Our first visit to Tabora Region was in 1984 with the 15th visit in 2015. Students have been involved in many successful projects funded by the Lenten Appeal and other fundraising activities.
The expeditions would not have been possible without the backing and support of FUM which has been active in the region for over 50 years.
In Tanzania our visits are planned and organised by the Regional and District governments who generously deploy staff and resources such as transport to ensure our visits pass without a hitch.
With their help and support we are able to stay and work in the most remote villages in the Region.
In the early years lorries were used for transport but, thanks to improvements in the roads, more comfortable coaches became the norm.
No link can be one way and at the outset discussions were held with our Tanzanian colleagues concerning reciprocal visits.
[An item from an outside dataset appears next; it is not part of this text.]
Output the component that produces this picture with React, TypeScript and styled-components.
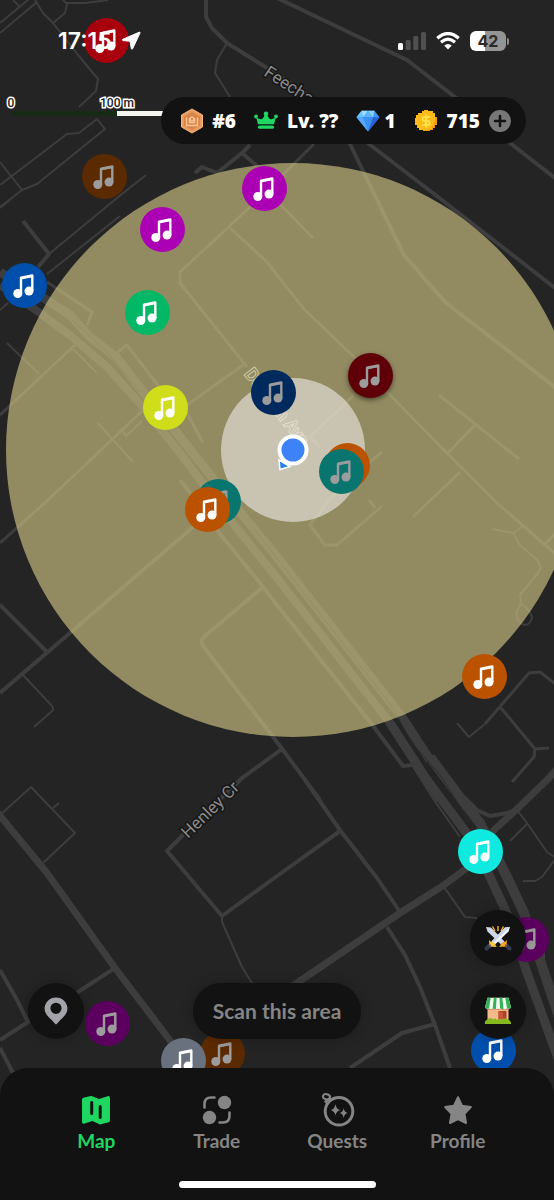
import React from "react";
import styled, { createGlobalStyle, css } from "styled-components";

const GlobalStyle = createGlobalStyle`
  *, *::before, *::after { box-sizing: border-box; }
  body { margin: 0; background: #121212; }
  button { font: inherit; color: inherit; border: 0; padding: 0; background: none; cursor: pointer; }
`;

const Screen = styled.div`
  position: relative;
  display: flex;
  flex-direction: column;
  min-height: 100vh;
  overflow: hidden;
  background: #242424;
  color: #fff;
  font-family: Lato, "Open Sans", sans-serif;
`;

/* ---------- map canvas ---------- */

const MapCanvas = styled.main`
  position: absolute;
  inset: 0;
  overflow: hidden;
`;

const MapDrawing = styled.svg`
  display: block;
  width: 100%;
  height: 100%;
`;

const PinButton = styled.button<{ $x: number; $y: number; $color: string; $dim?: boolean; $raised?: boolean }>`
  position: absolute;
  left: calc(50% + ${(p) => p.$x - 277}px);
  top: ${(p) => p.$y}px;
  width: 45px;
  height: 45px;
  margin: -23px 0 0 -23px;
  border-radius: 50%;
  background: ${(p) => p.$color};
  color: ${(p) => (p.$dim ? "#9c9c9c" : "#fff")};
  ${(p) => p.$raised && css`box-shadow: 0 2px 5px rgba(0, 0, 0, 0.5);`}

  svg { display: block; width: 45px; height: 45px; }
`;

const Scale = styled.div`
  position: absolute;
  left: 11px;
  top: 96px;
  width: 212px;
`;

const ScaleLabels = styled.div`
  display: flex;
  height: 15px;
  font: 700 12px/15px Roboto, sans-serif;
  color: #222;
  -webkit-text-stroke: 3px #fff;
  paint-order: stroke fill;

  span { width: 106px; }
  span > b { display: inline-block; font-weight: 500; transform: translateX(-50%); white-space: nowrap; }
`;

const ScaleBar = styled.div`
  display: flex;
  height: 5px;
  background: #f6f6f1;

  &::before { content: ""; width: 50%; background: #172a16; }
`;

/* ---------- top overlay ---------- */

const StatusBar = styled.div`
  position: relative;
  display: flex;
  align-items: center;
  justify-content: space-between;
  height: 82px;
  padding: 0 45px 0 58px;
`;

const StatusGroup = styled.div<{ $gap: number }>`
  display: flex;
  align-items: center;
  gap: ${(p) => p.$gap}px;

  svg { display: block; }
`;

const Clock = styled.time`
  font: 600 23px/28px Inter, sans-serif;
`;

const Battery = styled.div`
  display: flex;
  align-items: center;
  gap: 1px;

  &::after { content: ""; width: 2px; height: 7px; border-radius: 0 2px 2px 0; background: #8e8e8e; }
`;

const BatteryLevel = styled.span`
  width: 36px;
  height: 20px;
  border-radius: 6px;
  background: linear-gradient(90deg, #fff 42%, #949494 42%);
  color: #2a2a2a;
  font: 700 16px/20px Inter, sans-serif;
  text-align: center;
`;

const Hud = styled.header`
  position: relative;
  display: flex;
  align-self: flex-end;
  align-items: center;
  gap: 18px;
  height: 47px;
  margin: 15px 28px 0 0;
  padding: 0 15px 0 20px;
  border-radius: 24px;
  background: #121212;
`;

const Stat = styled.div<{ $gap: number }>`
  display: flex;
  align-items: center;
  gap: ${(p) => p.$gap}px;
  font: 900 19px/24px "Noto Sans", sans-serif;
  white-space: nowrap;

  svg { display: block; }
`;

const AddButton = styled.button`
  width: 22px;
  height: 22px;
  border-radius: 50%;
  background: #777;
  color: #121212;
`;

/* ---------- bottom overlay ---------- */

const Controls = styled.div`
  position: relative;
  display: grid;
  grid-template-columns: 1fr auto 1fr;
  align-items: end;
  margin-top: auto;
  padding: 0 28px 29px;
`;

const ControlStack = styled.div`
  display: flex;
  flex-direction: column;
  justify-self: end;
  gap: 17px;
`;

const RoundButton = styled.button`
  display: grid;
  place-items: center;
  width: 56px;
  height: 56px;
  border-radius: 50%;
  background: #121212;
  box-shadow: 0 0 12px rgba(0, 0, 0, 0.25);
`;

const ScanButton = styled.button`
  height: 56px;
  padding: 0 20px;
  border-radius: 28px;
  background: #121212;
  box-shadow: 0 0 12px rgba(0, 0, 0, 0.25);
  color: #858585;
  font: 700 21px/24px Lato, sans-serif;
`;

const BottomBar = styled.footer`
  position: relative;
  height: 132px;
  padding-top: 26px;
  border-radius: 28px 28px 0 0;
  background: #121212;
`;

const Tabs = styled.nav`
  display: flex;
  padding: 0 36px;
`;

const Tab = styled.a<{ $active?: boolean }>`
  display: flex;
  flex: 1;
  flex-direction: column;
  align-items: center;
  gap: 3px;
  color: ${(p) => (p.$active ? "#1ed760" : "#858585")};
  font: 700 19px/24px Lato, sans-serif;
  text-decoration: none;

  svg { display: block; overflow: visible; }
`;

const HomeIndicator = styled.div`
  width: 197px;
  height: 7px;
  margin: 28px auto 0;
  border-radius: 4px;
  background: #fff;
`;

/* ---------- data ---------- */

type Road = [width: number, path: string];

const roads: Road[] = [
  [2, "M0 23L28 0M0 33L37 2M13 0L20 7"],
  [2, "M35 0L43 13L53 23L78 55L98 79L96 91L79 107"],
  [2, "M53 23L65 13L67 4L63 0M67 3L85 3L108 0"],
  [2, "M0 185L67 134L79 133L97 119L105 129L37 184L22 190L0 207M0 162L22 190"],
  [2, "M146 175L117 198L49 254M120 216L47 274M10 200L0 208M0 310L8 303"],
  [4, "M23 221L49 254L38 267"],
  [9, "M0 272L47 300L70 315L90 337L117 358L147 397L177 433L222 490L277 557L402 717L430 760"],
  [10, "M430 757L462 800L480 823L507 877L524 913L540 960L560 1020"],
  [8, "M0 285L40 313L72 337L107 367L143 407L180 453L227 516L277 578L390 723L440 800"],
  [9, "M390 723L427 780L474 843L490 877L510 920L525 967L560 1064"],
  [4, "M180 480L192 495L217 530L263 587L277 605L374 727L403 766L412 765"],
  [2, "M412 765L434 800L460 837M429 778L470 838"],
  [4, "M464 797L477 810L490 816L507 813L516 810"],
  [7, "M250 1015L297 983L400 913L444 885L467 868L494 830L516 810L547 780L560 766"],
  [4, "M305 780L340 830L377 878L400 912"],
  [4, "M263 587L205 636Q200 640 203 646L277 742L320 800"],
  [4, "M282 749L242 778L183 835L167 851L222 916L277 876L340 831"],
  [2, "M222 916L222 922L242 967L252 983"],
  [4, "M387 927L405 955L420 987L435 1025L450 1068M435 1024L402 1033L350 1068"],
  [2, "M444 887L465 917L477 918"],
  [2, "M517 810L527 823L547 852L556 858L542 877L535 881L523 881M527 824L510 841M517 899L521 900L529 918M540 955L544 960L544 945"],
  [7, "M-4 811L47 873L115 968L172 1043L195 1075"],
  [2, "M0 815L31 787L75 833L43 863M53 808L59 803"],
  [4, "M115 968L78 992L28 1022L0 1040M0 970L17 1000L28 1022M0 1048L13 1073"],
  [4, "M0 605L47 652M0 693L70 633L193 527"],
  [2, "M23 675L52 706Q54 709 52 711L34 727"],
  [3, "M0 543L48 500L122 430L143 410M0 415L77 343"],
  [2, "M98 423L133 462M122 430L126 436L142 421M7 343L39 374M72 348L97 373"],
  [3, "M47 282L92 312L87 325M115 354L127 345L160 388L187 413L203 443"],
  [3, "M187 405L243 365M247 367L180 283V272L250 207L314 144"],
  [3, "M230 228L267 262L277 275L305 310L354 357L390 395L447 453L497 503L560 558"],
  [3, "M265 189L313 238M439 395L519 459M475 425L448 453M460 472L413 517"],
  [4, "M310 97L350 144L377 200L404 255L445 302L560 391"],
  [4, "M350 130L369 144L442 200L560 292"],
  [4, "M277 -2L407 60L455 97L510 143L560 182"],
  [4, "M206 -2V17L212 28L227 43L267 68L310 97"],
  [2, "M227 43L217 60L215 73L230 97"],
  [4, "M195 173L202 167L217 173L242 153L250 145M242 153L257 166"],
  [3, "M354 395L310 437L320 447M382 452L370 462L329 500L310 525L325 545H337L382 506M369 500L375 508"],
  [2, "M492 529L513 533L522 527M513 533L520 545L537 560Q543 568 538 573L520 595L521 603L517 611Q515 620 522 624Q529 627 532 618Q531 610 521 604"],
  [3, "M544 545L556 533"],
  [2, "M457 723L469 737L485 724"],
  [3, "M485 724L529 673L540 672L558 686M501 708L535 749L549 748M535 749L534 757L512 782"],
];

interface PinData {
  x: number;
  y: number;
  color: string;
  dim?: boolean;
  raised?: boolean;
}

const pins: PinData[] = [
  { x: 107, y: 41, color: "#a8000c" },
  { x: 105, y: 177, color: "#5c2a00", dim: true },
  { x: 265, y: 189, color: "#ab00b3" },
  { x: 163, y: 230, color: "#ab00b3" },
  { x: 25, y: 286, color: "#004fac" },
  { x: 148, y: 313, color: "#02b866" },
  { x: 166, y: 408, color: "#cfdd1b" },
  { x: 274, y: 393, color: "#002a5e", dim: true },
  { x: 371, y: 376, color: "#5f0009", dim: true, raised: true },
  { x: 348, y: 466, color: "#bb5200" },
  { x: 342, y: 472, color: "#08766f", dim: true },
  { x: 219, y: 502, color: "#08766f", dim: true },
  { x: 208, y: 510, color: "#bb5200" },
  { x: 485, y: 677, color: "#bb5200" },
  { x: 481, y: 852, color: "#10e9df" },
  { x: 527, y: 940, color: "#5c0060", dim: true },
  { x: 108, y: 1024, color: "#5c0060", dim: true },
  { x: 223, y: 1054, color: "#5c2a00", dim: true },
  { x: 184, y: 1061, color: "#69717e" },
  { x: 494, y: 1051, color: "#004fac" },
];

/* ---------- icons ---------- */

const NoteIcon = () => (
  <svg viewBox="-22.5 -22.5 45 45" fill="currentColor" aria-hidden="true">
    <circle cx="-6.700" cy="8" r="4.500" />
    <circle cx="4.500" cy="5.600" r="4.500" />
    <path d="M-3.500 8V-7.800L7.800-10V5.500" fill="none" stroke="currentColor" strokeWidth="2.400" strokeLinejoin="round" />
    <path d="M-3.500-8.200L7.800-10.400V-8.200L-3.500-6Z" />
  </svg>
);

const ArrowIcon = () => (
  <svg width="20" height="20" viewBox="0 0 20 20" fill="#fff" aria-hidden="true">
    <path d="M18.200 1.200L1.800 8.300Q.6 9 2 9.600L9 10.200L10.300 17.600Q10.800 19 11.600 17.700L19 2Q19.300.8 18.200 1.200Z" stroke="#fff" strokeWidth="1" strokeLinejoin="round" />
  </svg>
);

const SignalIcon = () => (
  <svg width="28" height="18" viewBox="0 0 28 18" fill="#505050" aria-hidden="true">
    <rect x="0" y="11" width="5" height="7" rx="1.500" fill="#fff" />
    <rect x="7.700" y="8" width="5" height="10" rx="1.500" />
    <rect x="15.300" y="4" width="5" height="14" rx="1.500" />
    <rect x="23" y="0" width="5" height="18" rx="1.500" />
  </svg>
);

const WifiIcon = () => (
  <svg width="24" height="18" viewBox="0 0 24 18" fill="none" stroke="#fff" strokeWidth="3.200" aria-hidden="true">
    <path d="M1.300 6.300Q12-3.200 22.700 6.300M5 10.200Q12 4 19 10.200" />
    <path d="M8.200 13.500Q12 10.300 15.800 13.500L12 17.500Z" fill="#fff" stroke="none" />
  </svg>
);

const BadgeIcon = () => (
  <svg width="22" height="26" viewBox="1 0 22 26" aria-hidden="true">
    <path d="M12 1L22.500 7V19L12 25L1.500 19V7Z" fill="#e99a5c" stroke="#f6b77e" strokeWidth="1" strokeLinejoin="round" />
    <path d="M12 4L20 8.600V17.400L12 22L4 17.400V8.600Z" fill="#d9854a" />
    <path d="M6.500 9.500V17.500H17.500V9.500M9.500 10V14.500H14.500V10" fill="none" stroke="#fac695" strokeWidth="1.400" />
    <circle cx="12" cy="11" r="1.800" fill="none" stroke="#fac695" strokeWidth="1.200" />
  </svg>
);

const CrownIcon = () => (
  <svg width="24" height="19" viewBox="0.500 0 25 20" fill="#1ed760" aria-hidden="true">
    <path d="M4.600 14L2.800 7L7.500 8.800Q10 9 12 3.500H14Q16 9 18.500 8.800L23.200 7L21.400 14Z" />
    <circle cx="2.500" cy="5.800" r="2" />
    <circle cx="13" cy="3" r="2.400" />
    <circle cx="23.500" cy="5.800" r="2" />
    <rect x="4.500" y="15.200" width="17" height="3.600" rx="1.800" />
  </svg>
);

const DiamondIcon = () => (
  <svg width="24" height="22" viewBox="0 0 24 22" aria-hidden="true">
    <path d="M5.500.8H18.500L23.500 7.200L12 21.500L.5 7.200Z" fill="#3f95f5" />
    <path d="M5.500.8L.5 7.200H7Z" fill="#6ec4fb" />
    <path d="M5.500.8H12L7 7.200Z" fill="#9addff" />
    <path d="M12 .8L17 7.200H7Z" fill="#5cb4fb" />
    <path d="M12 .8H18.500L17 7.200Z" fill="#8dd2ff" />
    <path d="M7 7.200H17L12 21.500Z" fill="#3d8ff2" />
    <path d="M17 7.200H23.500L12 21.500Z" fill="#2764d6" />
    <path d="M.5 7.200H7L12 21.500Z" fill="#56a9f8" />
  </svg>
);

const CoinIcon = () => (
  <svg width="24" height="22" viewBox="0 0 24 22" aria-hidden="true">
    <path d="M8 1H10V0H14V1H19V3H21V7H23V15H21V18H19V20H16V21H9V20H5V18H3V15H1V8H2V5H4V3H8Z" fill="#fdbb17" />
    <path d="M21 7H23V15H21V18H19V20H16V21H9V20H14V19H18V16H20V12H21Z" fill="#f39c0c" />
    <path d="M16 7H10.500Q8.500 7 8.500 9T10.500 11H13.500Q15.500 11 15.500 13T13.500 15H8M12 4.500V17.500" fill="none" stroke="#ffe24a" strokeWidth="2" />
  </svg>
);

const PinIcon = () => (
  <svg width="24" height="28" viewBox="0 0 24 28" aria-hidden="true">
    <path fillRule="evenodd" fill="#a3a3aa" d="M12 .5A11.300 11.300 0 0 0 .6 11.800C.6 16.500 4 19.500 7.500 22.800L11 26.700Q12 27.700 13 26.700L16.500 22.800C20 19.500 23.400 16.500 23.400 11.800A11.300 11.300 0 0 0 12 .5ZM12 5.700A5.600 5.600 0 1 1 12 16.900A5.600 5.600 0 0 1 12 5.700Z" />
  </svg>
);

const SwordsIcon = () => (
  <svg width="28" height="26" viewBox="0 0 28 26" aria-hidden="true">
    <path d="M14 1V6M8.500 1.500L11 6M19.500 1.500L17 6" stroke="#f6b51e" strokeWidth="1.400" />
    <path d="M5.500 20.500L2.500 23.500M22.500 20.500L25.500 23.500" stroke="#343850" strokeWidth="4" strokeLinecap="round" />
    <path d="M2 2L7 2.500L20.500 16.500L17 19.500L3.500 6.500Z" fill="#cfd6ea" />
    <path d="M26 2L21 2.500L7.500 16.500L11 19.500L24.500 6.500Z" fill="#f1f4ff" />
    <path d="M21 2.500L7.500 16.500L9 18L26 2Z" fill="#cbd3ea" />
    <path d="M5 14.500Q5.500 16.500 8 17L11 18.500Q11.500 21 13 22L5.500 21.500Z" fill="#ffc832" />
    <path d="M23 14.500Q22.500 16.500 20 17L17 18.500Q16.500 21 15 22L22.500 21.500Z" fill="#f6a623" />
    <path d="M4.500 21L7 21.500L6.500 19Z" fill="#454a66" />
    <path d="M23.500 21L21 21.500L21.500 19Z" fill="#454a66" />
  </svg>
);

const ShopIcon = () => (
  <svg width="28" height="28" viewBox="0 0 28 28" aria-hidden="true">
    <rect x="3.500" y="9" width="21" height="16" fill="#f6b98a" />
    <rect x="3.500" y="9" width="21" height="4" fill="#dd8f65" />
    <rect x="14.500" y="14" width="8" height="9" fill="#a9432a" />
    <path d="M14.500 23V14L19 15.500V23Z" fill="#c9583a" />
    <path d="M3.500.8H24.500L27 10.500Q25.500 12.500 23 11.500Q21 13 18.700 11.500Q16.500 13 14 11.500Q11.500 13 9.300 11.500Q7 13 5 11.500Q2.500 12.500 1 10.500Z" fill="#f4fff3" />
    <path d="M3.500.8H6.700L5 11.500Q2.500 12.500 1 10.500ZM9.800.8H12.600L12 11.800Q10.500 12.300 8.700 11.500ZM15.500.8H18.300L19.500 11.800Q17.500 12.300 16 11.500ZM21.300.8H24.500L27 10.500Q25.500 12.500 23 11.500Z" fill="#36b254" />
    <path d="M1 27Q0 23.500 3.500 22.500Q6 19.500 9 22.300Q11 20.500 13 23Q15.500 21 18 22.700Q21 20 23.500 22.500Q27.500 23.500 27 27Z" fill="#85b91f" />
  </svg>
);

const MapTabIcon = () => (
  <svg width="32" height="32" viewBox="0 0 32 32" aria-hidden="true">
    <path d="M2 5.500Q2 4.200 3.300 3.800L10.800 2Q11.500 1.800 12.200 2.200L19 5L27.500 2.200Q30 1.600 30 4V26.500Q30 27.800 28.700 28.300L21 30.300Q20.200 30.500 19.500 30.200L12.500 27L4.500 29.600Q2 30.300 2 28Z" fill="currentColor" />
    <path d="M11.700 8.500V19.500M20.200 12.500V23.500" stroke="#121212" strokeWidth="3" strokeLinecap="round" />
  </svg>
);

const TradeIcon = () => (
  <svg width="32" height="32" viewBox="0 0 32 32" fill="currentColor" aria-hidden="true">
    <circle cx="23.500" cy="8.500" r="6.700" />
    <circle cx="8.500" cy="23.500" r="6.700" />
    <path d="M3.500 13.500V10Q3.500 3.500 10 3.500H13.500M28.500 18.500V22Q28.500 28.500 22 28.500H18.500" fill="none" stroke="currentColor" strokeWidth="2.600" strokeLinecap="round" />
  </svg>
);

const QuestsIcon = () => (
  <svg width="34" height="32" viewBox="0 0 34 32" fill="currentColor" aria-hidden="true">
    <g fill="none" stroke="currentColor">
      <circle cx="19" cy="17.200" r="13.800" strokeWidth="3" />
      <ellipse cx="6.500" cy="2.800" rx="3.600" ry="2.600" transform="rotate(15 6.500 2.800)" strokeWidth="2" />
      <path d="M4.800 8.500L10.500 3.500" strokeWidth="2.400" />
    </g>
    <path d="M15.500 10Q16.100 15.500 20.500 16Q16.100 17 15.500 21.500Q14.700 17 10.500 16Q14.700 15.500 15.500 10Z" />
    <path d="M23.700 14Q24.300 18.500 28 19Q24.300 19.700 23.700 24Q23 19.700 19.500 19Q23 18.500 23.700 14Z" />
  </svg>
);

const StarIcon = () => (
  <svg width="32" height="32" viewBox="0 0 32 32" aria-hidden="true">
    <path d="M16 3.200L20 11.700L28.800 13L22.500 19.800L24 29L16 25L8 29L9.500 19.800L3.200 13L12 11.700Z" fill="currentColor" stroke="currentColor" strokeWidth="2" strokeLinejoin="round" />
  </svg>
);

/* ---------- sections ---------- */

const CityMap = () => (
  <MapDrawing role="img" aria-label="Street map">
    <svg x="50%" overflow="visible">
      <g transform="translate(-277 0)">
        <g fill="none" stroke="#3d3d3d" strokeLinejoin="round">
          {roads.map(([width, path]) => (
            <path key={path} d={path} strokeWidth={width} />
          ))}
        </g>
        <path d="M72 320L107 352L140 392M255 530L392 707L412 743L440 775L470 822" fill="none" stroke="#2b2b2b" strokeWidth="1" />
        <g fontFamily="Roboto, sans-serif" fontSize="17" fill="#8a8a8a" stroke="#161616" strokeWidth="3" paintOrder="stroke">
          <text transform="translate(263 75) rotate(33)">Feecham</text>
          <text transform="translate(188 839) rotate(-44)">Henley Cr</text>
        </g>
        <circle cx="293" cy="450" r="287" fill="#dcd08a" fillOpacity="0.6" />
        <text
          transform="translate(244 374) rotate(52)"
          fontFamily="Roboto, sans-serif"
          fontSize="17"
          fill="#938d6b"
          stroke="#d0cb9f"
          strokeWidth="2"
          paintOrder="stroke"
        >
          Dorman Ave
        </text>
        <circle cx="293" cy="450" r="72" fill="#eee9e6" fillOpacity="0.6" />
      </g>
    </svg>
  </MapDrawing>
);

const LocationDot = styled.div`
  position: absolute;
  left: calc(50% + 16px);
  top: 450px;
  margin: -16px 0 0 -16px;

  svg { display: block; overflow: visible; }
`;

export default function App() {
  return (
    <Screen>
      <GlobalStyle />
      <MapCanvas>
        <CityMap />
        <Scale>
          <ScaleLabels>
            <span><b>0</b></span>
            <span><b>100 m</b></span>
          </ScaleLabels>
          <ScaleBar />
        </Scale>
        {pins.map((pin) => (
          <PinButton
            key={`${pin.x}-${pin.y}`}
            type="button"
            aria-label="Song"
            $x={pin.x}
            $y={pin.y}
            $color={pin.color}
            $dim={pin.dim}
            $raised={pin.raised}
          >
            <NoteIcon />
          </PinButton>
        ))}
        <LocationDot>
          <svg width="32" height="32" viewBox="0 0 32 32" aria-hidden="true">
            <path d="M2 26L3 35.500L13 32.500Z" fill="#2680ee" stroke="#fff" strokeWidth="1.500" />
            <circle cx="16" cy="16" r="13.500" fill="#3e82f7" stroke="#fff" strokeWidth="4" />
          </svg>
        </LocationDot>
      </MapCanvas>

      <StatusBar>
        <StatusGroup $gap={9}>
          <Clock>17:15</Clock>
          <ArrowIcon />
        </StatusGroup>
        <StatusGroup $gap={10}>
          <SignalIcon />
          <WifiIcon />
          <Battery>
            <BatteryLevel>42</BatteryLevel>
          </Battery>
        </StatusGroup>
      </StatusBar>

      <Hud>
        <Stat $gap={9}>
          <BadgeIcon />
          #6
        </Stat>
        <Stat $gap={9}>
          <CrownIcon />
          Lv. ??
        </Stat>
        <Stat $gap={4}>
          <DiamondIcon />1
        </Stat>
        <Stat $gap={9}>
          <CoinIcon />
          715
          <AddButton type="button" aria-label="Add coins">
            <svg width="22" height="22" viewBox="0 0 22 22" aria-hidden="true">
              <path d="M11 6V16M6 11H16" stroke="currentColor" strokeWidth="2.500" strokeLinecap="round" />
            </svg>
          </AddButton>
        </Stat>
      </Hud>

      <Controls>
        <RoundButton type="button" aria-label="My location">
          <PinIcon />
        </RoundButton>
        <ScanButton type="button">Scan this area</ScanButton>
        <ControlStack>
          <RoundButton type="button" aria-label="Battle">
            <SwordsIcon />
          </RoundButton>
          <RoundButton type="button" aria-label="Shop">
            <ShopIcon />
          </RoundButton>
        </ControlStack>
      </Controls>

      <BottomBar>
        <Tabs>
          <Tab href="#map" $active aria-current="page">
            <MapTabIcon />
            Map
          </Tab>
          <Tab href="#trade">
            <TradeIcon />
            Trade
          </Tab>
          <Tab href="#quests">
            <QuestsIcon />
            Quests
          </Tab>
          <Tab href="#profile">
            <StarIcon />
            Profile
          </Tab>
        </Tabs>
        <HomeIndicator />
      </BottomBar>
    </Screen>
  );
}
It was agreed that we would invite teachers from the Folk Development Colleges (FDCs) and local primary schools to visit Cranbrook.
We run a cycle of reciprocal visits alternate years visiting Tanzania with a party of students and the following year inviting two Tanzanian teachers or officials to visit Cranbrook. While they are in the UK we arrange a comprehensive programme of visits and tours for them. In return they spend time with our classes and in visiting local primary schools, talking to pupils about their country.
During the years that the project has been running, more than 200 Cranbrook students and 36 staff have visited Tabora Region while we have entertained 23 Tanzanian visitors to the school. We have generated a huge amount of goodwill at the Tanzania end and now our visits are eagerly awaited. The Cranbrook/Tanzania School Link was one of the UK's longest running school links with the developing world.
The 15 project visits have been almost problem free. Care was taken to ensure that anti malaria drugs were taken at the prescribed times and that food and water were always safely prepared. Whenever the teams ventured out into villages the Districts always ensured that cooks, usually domestic science teachers, accompanied them to ensure the quality of the food provided by the villagers. Minor stomach upsets were common and once a student contacted amoebic dysentery through eating an ice cream bought from a street vendor. Occasionally sunstroke was a problem.
For the first few visits the local authorities, convinced that we would be frail and unable to withstand the living conditions, provided us with our own paramedic with his case of medical equipment but this was soon recognized as unnecessary. Only twice was a short stay in a local hospital needed and the care given in both cases was excellent.